The list of files in the mlcf_home:  

- paramters.ini : is a configuration file (not very useful for now). Later it will help the user to specify some wanted configurations.

- logs : this repository have all the logs file which relate what happened during a session

- ml : it contains models and trainers. models contains all your personnal neural network model you create with PyTorch and trainers contains all the scripts that can be executed by the train command. (It's kinda a main.py).

- Training : it is create when a train run for the first time.
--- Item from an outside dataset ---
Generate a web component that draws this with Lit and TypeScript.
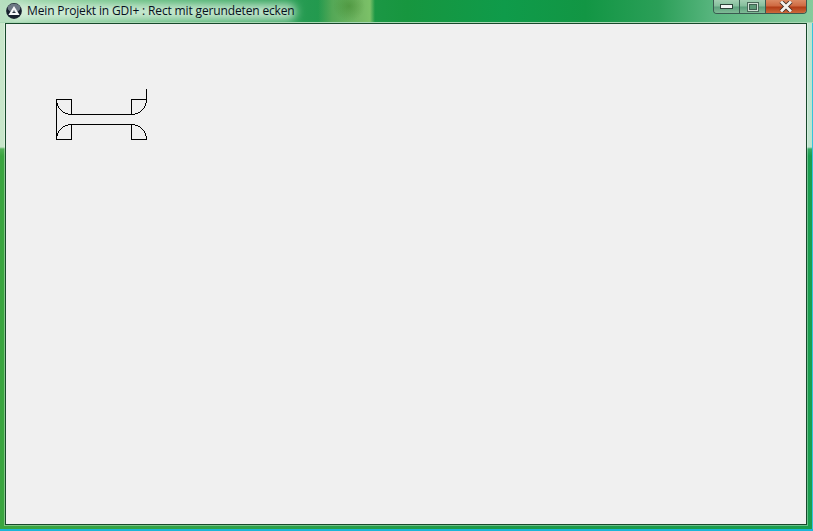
import { LitElement, html, css, svg } from "lit";
import { customElement } from "lit/decorators.js";

@customElement("app-root")
export class AppRoot extends LitElement {
  static styles = css`
    :host { display: block; width: 813px; height: 531px; overflow: hidden; }
    .window {
      box-sizing: border-box; width: 813px; height: 531px;
      display: flex; flex-direction: column; padding: 0 6px 6px 5px;
      font-family: "Open Sans", "Noto Sans", sans-serif;
      background:
        linear-gradient(to bottom, transparent 0, transparent 529px, #19b6d8 529px, #19b6d8 531px),
        linear-gradient(to left, #35c4dc 0, #35c4dc 1px, transparent 1px),
        linear-gradient(to bottom, rgba(255,255,255,.72) 0, rgba(255,255,255,.72) 147px, rgba(255,255,255,.12) 149px, rgba(255,255,255,0) 156px),
        linear-gradient(to right, #3aa53f 0, #2ea24a 30%, #1c9a48 60%, #1a9e4e 100%);
    }
    .titlebar {
      position: relative; overflow: hidden;
      height: 22px; flex: none; margin: 0 -6px 0 -5px; padding: 0 6px 0 6px;
      display: flex; align-items: flex-start;
      border-bottom: 1px solid #a8d8b4;
      background:
        radial-gradient(ellipse 16px 15px at 349px 6px, rgba(60,130,40,.5) 0, rgba(60,130,40,0) 100%),
        linear-gradient(to right, rgba(150,195,110,0) 318px, rgba(125,180,95,.55) 332px, rgba(135,190,105,.8) 358px, rgba(140,200,110,.85) 370px, rgba(140,200,110,0) 375px),
        linear-gradient(to right, #b8e0c0 0, #8fd0a0 5%, #5fba7c 18%, #3ca864 30%, #249a50 38%, #17963f 50%, #0f9b4a 62%, #129644 72%, #2b9f58 81%, #5ab680 88%, #86cb9c 100%);
    }
    .glow {
      position: absolute; left: 8px; top: 4px; width: 288px; height: 16px;
      background: #e4f4e6; opacity: .8; filter: blur(5px); border-radius: 8px;
    }
    .app-icon { position: relative; width: 16px; height: 16px; margin-top: 3px; flex: none; }
    .title {
      position: relative;
      margin: 3px 0 0 5px; font-size: 12px; letter-spacing: -0.145px; line-height: 16px; color: #06101c; white-space: nowrap;
    }
    .controls {
      position: relative;
      margin-left: auto; display: flex; height: 13px; flex: none;
      border: 1px solid #3a5a50; border-top: none; border-radius: 0 0 4px 4px; overflow: hidden;
    }
    .ctl { display: flex; align-items: center; justify-content: center; box-sizing: border-box; height: 100%; }
    .ctl + .ctl { border-left: 1px solid #3a5a50; }
    .min { width: 25px; background: linear-gradient(#a2cfb2 0, #86bf9d 45%, #5fa27e 55%, #7fbb96 100%); }
    .max { width: 26px; background: linear-gradient(#a2cfb2 0, #86bf9d 45%, #5fa27e 55%, #7fbb96 100%); }
    .close { width: 41px; background: linear-gradient(#dc8a64 0, #cf6a42 45%, #b23c16 55%, #cc6a3c 100%); }
    .client {
      flex: 1; min-height: 0; background: #f0f0f0;
      border: 1px solid #17492b; outline: 1px solid rgba(255,255,255,.35);
      padding: 64px 0 0 50px;
    }
    .client svg { display: block; }
  `;

  render() {
    return html`
      <div class="window">
        <div class="titlebar">
          <div class="glow"></div>
          <svg class="app-icon" viewBox="0 0 16 16">
            <circle cx="8" cy="8" r="7.9" fill="#18222e"/>
            <ellipse cx="8" cy="5" rx="6.4" ry="4.2" fill="#8a96a2" opacity=".75"/>
            <path d="M8 3 L13.6 12 H2.4 Z M8 6.8 L6.2 10 H9.8 Z" fill="#f6f8f9" fill-rule="evenodd"/>
          </svg>
          <span class="title">Mein Projekt in GDI+ : Rect mit gerundeten ecken</span>
          <div class="controls">
            <div class="ctl min">
              <svg width="13" height="5" viewBox="0 0 13 5"><rect x=".5" y=".5" width="12" height="4" fill="#f2f5f3" stroke="#2c4238"/></svg>
            </div>
            <div class="ctl max">
              <svg width="12" height="10" viewBox="0 0 12 10"><rect x=".5" y=".5" width="11" height="9" fill="#cfe0d5" stroke="#4a6a5a"/><rect x="2.5" y="2.5" width="7" height="5" fill="#5e9a78" stroke="#3f6050"/></svg>
            </div>
            <div class="ctl close">
              <svg width="14" height="11" viewBox="0 0 14 11"><path d="M2 0.5 L12 10.5 M12 0.5 L2 10.5" stroke="#3d2a22" stroke-width="4.4"/><path d="M2 0.5 L12 10.5 M12 0.5 L2 10.5" stroke="#f4f1ee" stroke-width="2.8"/></svg>
            </div>
          </div>
        </div>
        <div class="client">
          <svg width="100" height="60" viewBox="56 88 100 60" shape-rendering="crispEdges">
            ${svg`<path fill="none" stroke="#000" stroke-width="1"
              d="M146.5 89 V99.5 H131.5 V114.5 H71.5 V99.5 H56.5 V139.5 H71.5 V124.5 H131.5 V139.5 H146.5
                 M56.5 99.5 A15 15 0 0 0 71.5 114.5
                 M131.5 114.5 A15 15 0 0 0 146.5 99.5
                 M71.5 124.5 A15 15 0 0 0 56.5 139.5
                 M131.5 124.5 A15 15 0 0 1 146.5 139.5"/>`}
          </svg>
        </div>
      </div>
    `;
  }
}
It is the repository that will contains the logs and checkpoint of all training.

- TrainingInfo.csv : It's a file which gives information about the past trainings. (The training name, the model used, the last lost, the current checkpoint, etc.)

- boards : it contains all the tensorboard logs. So they can be stream with tensorboard to visualize the evolution of the loss and other metrics.

- checkpoints : it contains all the checkpoints of your model during a training.

---

### build-dataset command

To build a dataset we need to download data. For now MLCF cannot do it alone.
To perform the downloading we commonly use [freqtrade](https://github.com/freqtrade/freqtrade/) library. To know more about it see [the freqtrade home documentation](https://www.freqtrade.io/en/stable/) and [how to download data with freqtrade](https://www.freqtrade.io/en/stable/data-download/).  
However you can use any OHLCV data download with your own way.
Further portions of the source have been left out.